Given that Larry David grew up in New York (Sheepshead Bay, Brooklyn, to be exact), one would assume that his childhood was replete with memorable family excursions to Times Square to take in the latest hit musical or play, and afternoons spent riding to old BMT line to score a cheap balcony ticket for the day's matinee. One would be wrong. The David family didn't go to the theatre.
"They had a couple show albums in the house," he says of his parents. "They had My Fair Lady and Oklahoma! and Flower Drum Song. They were in the stereo cabinet. We never saw a show. We never went once. I don't think I saw a show until I was 20 or 21. I think it was Hair."
Okay. So the theatre bug never bit young Larry. Then why a play now, at the ripe age of 67? Credit the late Nora Ephron.

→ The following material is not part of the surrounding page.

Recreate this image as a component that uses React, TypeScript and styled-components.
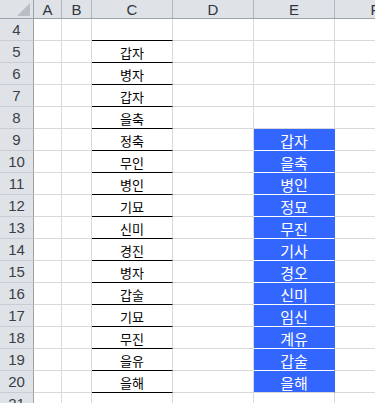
import React from "react";
import styled, { createGlobalStyle } from "styled-components";

const Global = createGlobalStyle`
  html, body {
    margin: 0;
    padding: 0;
    background: #ffffff;
    overflow: hidden;
  }
`;

const COLS = "34px 28px 30px 81px 81px 81px 81px";

const Sheet = styled.div`
  width: 375px;
  height: 403px;
  overflow: hidden;
  display: flex;
  flex-direction: column;
  background: #ffffff;
`;

const HeaderRow = styled.div`
  display: grid;
  grid-template-columns: ${COLS};
  height: 19px;
  flex: none;
  background: #dfe3e8;
  border-bottom: 1px solid #9da2a9;
  box-sizing: border-box;
`;

const Corner = styled.div`
  position: relative;
  border-right: 1px solid #9da2a9;
  box-sizing: border-box;
`;

const CornerTriangle = styled.div`
  position: absolute;
  right: 3px;
  bottom: 2px;
  width: 0;
  height: 0;
  border-left: 13px solid transparent;
  border-bottom: 13px solid #b9bec5;
`;

const ColHead = styled.div`
  display: flex;
  align-items: center;
  justify-content: center;
  border-right: 1px solid #b3b8bf;
  box-sizing: border-box;
  font-family: "Liberation Sans", Arial, sans-serif;
  font-size: 15px;
  color: #2f3640;
  line-height: 1;
  padding-top: 1px;
`;

const Row = styled.div`
  display: grid;
  grid-template-columns: ${COLS};
  height: 22px;
  flex: none;
`;

const RowHead = styled.div`
  display: flex;
  align-items: center;
  justify-content: center;
  background: #dfe3e8;
  border-right: 1px solid #9da2a9;
  border-bottom: 1px solid #c9cdd3;
  box-sizing: border-box;
  font-family: "Liberation Sans", Arial, sans-serif;
  font-size: 15px;
  color: #3a3f47;
  line-height: 1;
`;

type CellProps = { $ruled?: boolean; $fill?: boolean; $sep?: boolean };

const Cell = styled.div<CellProps>`
  display: flex;
  align-items: center;
  justify-content: center;
  box-sizing: border-box;
  border-right: 1px solid ${(p) => (p.$fill ? "#3366ff" : "#d9d9d9")};
  border-bottom: 1px solid
    ${(p) => (p.$ruled ? "#000000" : p.$sep ? "#ffffff" : "#d9d9d9")};
  background: ${(p) => (p.$fill ? "#3366ff" : "#ffffff")};
  color: ${(p) => (p.$fill ? "#ffffff" : "#000000")};
  font-family: "Noto Sans CJK KR", "Noto Sans", sans-serif;
  font-size: ${(p) => (p.$fill ? "15px" : "13px")};
  line-height: 1;
  padding-top: 1px;
  white-space: nowrap;
  overflow: hidden;
`;

const columnC: Record<number, string> = {
  5: "갑자",
  6: "병자",
  7: "갑자",
  8: "을축",
  9: "정축",
  10: "무인",
  11: "병인",
  12: "기묘",
  13: "신미",
  14: "경진",
  15: "병자",
  16: "갑술",
  17: "기묘",
  18: "무진",
  19: "을유",
  20: "을해",
};

const columnE: Record<number, string> = {
  9: "갑자",
  10: "을축",
  11: "병인",
  12: "정묘",
  13: "무진",
  14: "기사",
  15: "경오",
  16: "신미",
  17: "임신",
  18: "계유",
  19: "갑술",
  20: "을해",
};

const rows = Array.from({ length: 18 }, (_, i) => i + 4);

export default function App() {
  return (
    <>
      <Global />
      <Sheet>
        <HeaderRow>
          <Corner>
            <CornerTriangle />
          </Corner>
          {["A", "B", "C", "D", "E", "F"].map((c) => (
            <ColHead key={c}>{c}</ColHead>
          ))}
        </HeaderRow>
        {rows.map((r) => {
          const inC = r >= 4 && r <= 20;
          const inE = r >= 9 && r <= 20;
          return (
            <Row key={r}>
              <RowHead>{r}</RowHead>
              <Cell />
              <Cell />
              <Cell $ruled={inC}>{columnC[r] ?? ""}</Cell>
              <Cell />
              <Cell $fill={inE} $sep={inE && r < 20}>
                {columnE[r] ?? ""}
              </Cell>
              <Cell />
            </Row>
          );
        })}
      </Sheet>
    </>
  );
}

"I saw Nora Ephron's play, Lucky Guy. I just thought, 'That must be a really interesting thing to do.' I had never thought that would be something I'd like to do or could do." A year later, following the passing of Braun's father, he began writing. He had a first draft in six months.
Somehow, Scott Rudin found out, because Rudin makes it his business to find out when notable writers and actors are theatre-ready. "He sent me an e-mail," tells David. It read: "I heard you wrote a play. Hello?"
Rudin knows a winner when he sees one. As of late January, Fish has taken in $13.5 million in advance sales at the box office.
There are a few giveaways that this is David's first play. First of all there's the oddball title, which is nothing that Robert E. Sherwood would have dreamed up. Then there is the large number of scene changes. David wouldn't say how many, except there are a lot. "It's too much to ask of an ex-'Seinfeld' guy to use one set," he protests. "We used to have 20 different sets on one episode. Twenty different scenes! It was crazy."
Finally there's the cast size, which is something Sherwood and his fellow mid-century dramatists would have recognized: 18 actors. That's more than four times the usual Broadway cast in this one-set-four-actors era. The ensemble includes such veteran players as Jerry Adler, Marylouise Burke, Jayne Houdyshell, Rosie Perez, Lewis J. Stadlen and Richard Topol.
"Scott keeps telling me, 'It's too many characters, too many characters,'" says David. "But once you start cutting some of this stuff, the whole thing falls apart. It's like that Jenga game."
He allows that the number of roles puts Fish in the Dark in Kaufman and Hart territory, but adds that he finds further kinship with the old days on Broadway.
"It does feel like play from another generation," he says. "But a dirtier version."